WORK TO COMPLETE: Please list all lines of the material below in which the string "React" occurs.

DATASET SECTION:
────────
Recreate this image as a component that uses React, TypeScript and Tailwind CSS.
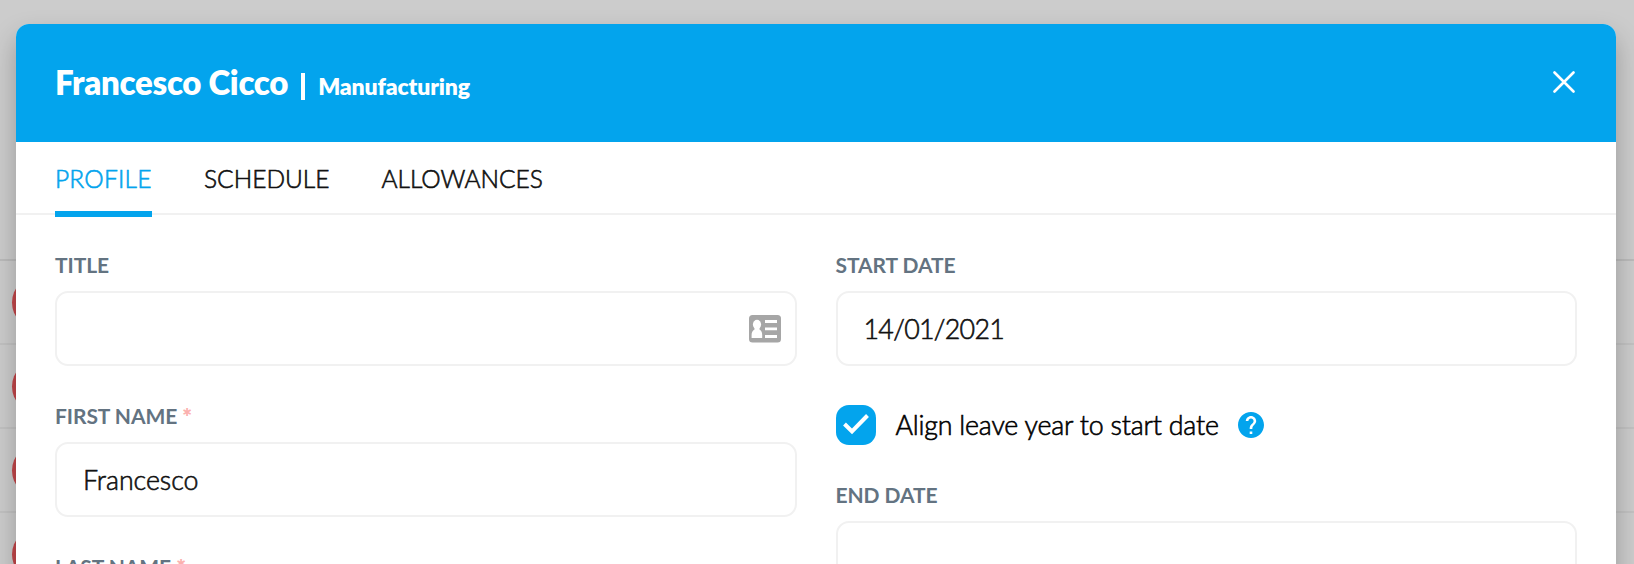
import React from "react";

const rows = [0, 1, 2, 3];

function Backdrop() {
  return (
    <div className="absolute inset-0 flex flex-col overflow-hidden bg-[#cccccc]">
      <div className="h-[259px] shrink-0" />
      {rows.map((r) => (
        <div key={r} className={`flex h-[84px] shrink-0 items-center border-t-2 pl-3 ${r === 0 ? "border-[#bbbbbb]" : "border-[#c2c2c2]"}`}>
          <span className="size-[53px] rounded-full bg-[#c3474a]" />
        </div>
      ))}
    </div>
  );
}

function Label({ children, required }: { children: React.ReactNode; required?: boolean }) {
  return (
    <div className="flex h-[26px] items-center text-[21px] leading-[26px] font-bold tracking-[-0.07px] text-[#637381]">
      <span>{children}</span>
      {required && <span className="ml-[5px] text-[23px] font-extrabold text-[#fbb0ae]">*</span>}
    </div>
  );
}

function Input({ value, numeric, children }: { value?: string; numeric?: boolean; children?: React.ReactNode }) {
  return (
    <div className="mt-[13px] flex h-[75px] items-center justify-between rounded-[13px] border-2 border-[#f1f1f1] pr-3.5 pl-[26px] text-[26.8px] font-light text-[#111111] [-webkit-text-stroke:0.6px_#111111]">
      <span className={numeric ? "pt-px tracking-[-0.7px]" : "pt-px tracking-[-0.05px]"}>{value}</span>
      {children}
    </div>
  );
}

function ContactCard() {
  return (
    <svg className="mt-px h-7 w-8" viewBox="0 0 32 28">
      <rect width="32" height="27.5" rx="3.5" fill="#a6a6a6" />
      <ellipse cx="8" cy="9.5" rx="4.1" ry="4.7" fill="#fff" />
      <path d="M5.500 12h5v2.500c2 1 2.700 3 2.700 5.500V23H2.600v-3c0-2.500.9-4.500 2.900-5.500z" fill="#fff" />
      <path d="M16 5h12v3H16zM16 12.500h12v2.700H16zM16 20h12v3H16z" fill="#fff" />
    </svg>
  );
}

export default function App() {
  return (
    <div className="relative h-[564px] w-[1634px] overflow-hidden font-['Lato',sans-serif]">
      <Backdrop />
      <div className="relative mt-6 mr-[18px] ml-4 h-[700px] rounded-[13px] bg-white shadow-[0_13px_26px_rgba(0,0,0,0.25)]">
        <header className="flex h-[118px] items-center justify-between rounded-t-[13px] bg-[#03a4ed] pr-[41px] pl-[39px] text-white">
          <div className="flex items-baseline font-extrabold">
            <span className="text-[33px] tracking-[-0.3px]">Francesco Cicco</span>
            <span className="mr-[13px] ml-[13px] h-[27px] w-1 translate-y-[5px] bg-white" />
            <span className="text-[23px] tracking-[-0.15px]">Manufacturing</span>
          </div>
          <svg className="mb-[2px] size-[22px]" viewBox="0 0 22 22" fill="none" stroke="currentColor" strokeWidth="2.6" strokeLinecap="round">
            <path d="M1.500 1.500l19 19M20.500 1.500l-19 19" />
          </svg>
        </header>
        <nav className="flex h-[73px] gap-[52px] border-b-2 border-[#f1f1f1] px-[39px] text-[24.5px] font-light text-[#111111] [-webkit-text-stroke:0.6px]">
          <div className="flex h-[75px] w-[97px] items-center border-b-[6px] border-[#03a4ed] pt-1.5 tracking-[0.2px] text-[#03a4ed]">PROFILE</div>
          <div className="flex h-[75px] items-center">SCHEDULE</div>
          <div className="flex h-[75px] items-center">ALLOWANCES</div>
        </nav>
        <main className="grid grid-cols-2 gap-x-[39px] px-[39px] pt-[37px]">
          <section className="flex flex-col gap-[37px]">
            <div>
              <Label>TITLE</Label>
              <Input><ContactCard /></Input>
            </div>
            <div>
              <Label required>FIRST NAME</Label>
              <Input value="Francesco" />
            </div>
            <div>
              <Label required>LAST NAME</Label>
              <Input />
            </div>
          </section>
          <section>
            <Label>START DATE</Label>
            <Input value="14/01/2021" numeric />
            <div className="mt-[39px] flex h-10 items-center">
              <span className="flex size-10 items-center justify-center rounded-[13px] bg-[#03a4ed]">
                <svg className="size-10" viewBox="0 0 40 40" fill="none" stroke="#fff" strokeWidth="4">
                  <path d="M8.500 19l7.500 7.500L31.500 10.500" />
                </svg>
              </span>
              <span className="ml-5 pt-px text-[26.8px] font-light tracking-[-0.2px] text-[#000000] [-webkit-text-stroke:0.6px]">Align leave year to start date</span>
              <svg className="ml-[19px] size-[26px]" viewBox="2 2 20 20">
                <path fill="#03a4ed" d="M12 2C6.480 2 2 6.480 2 12s4.480 10 10 10 10-4.480 10-10S17.520 2 12 2zm1 17h-2v-2h2v2zm2.070-7.750l-.9.920C13.450 12.900 13 13.500 13 15h-2v-.5c0-1.100.450-2.100 1.170-2.830l1.240-1.260c.370-.360.590-.860.590-1.410 0-1.100-.9-2-2-2s-2 .9-2 2H8c0-2.210 1.790-4 4-4s4 1.790 4 4c0 .880-.360 1.680-.930 2.250z" />
              </svg>
            </div>
            <div className="mt-[37px]">
              <Label>END DATE</Label>
              <Input />
            </div>
          </section>
        </main>
      </div>
    </div>
  );
}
────────
THE REPLY:
Recreate this image as a component that uses React, TypeScript and Tailwind CSS.
import React from "react";
function Label({ children, required }: { children: React.ReactNode; required?: boolean }) {
function Input({ value, numeric, children }: { value?: string; numeric?: boolean; children?: React.ReactNode }) {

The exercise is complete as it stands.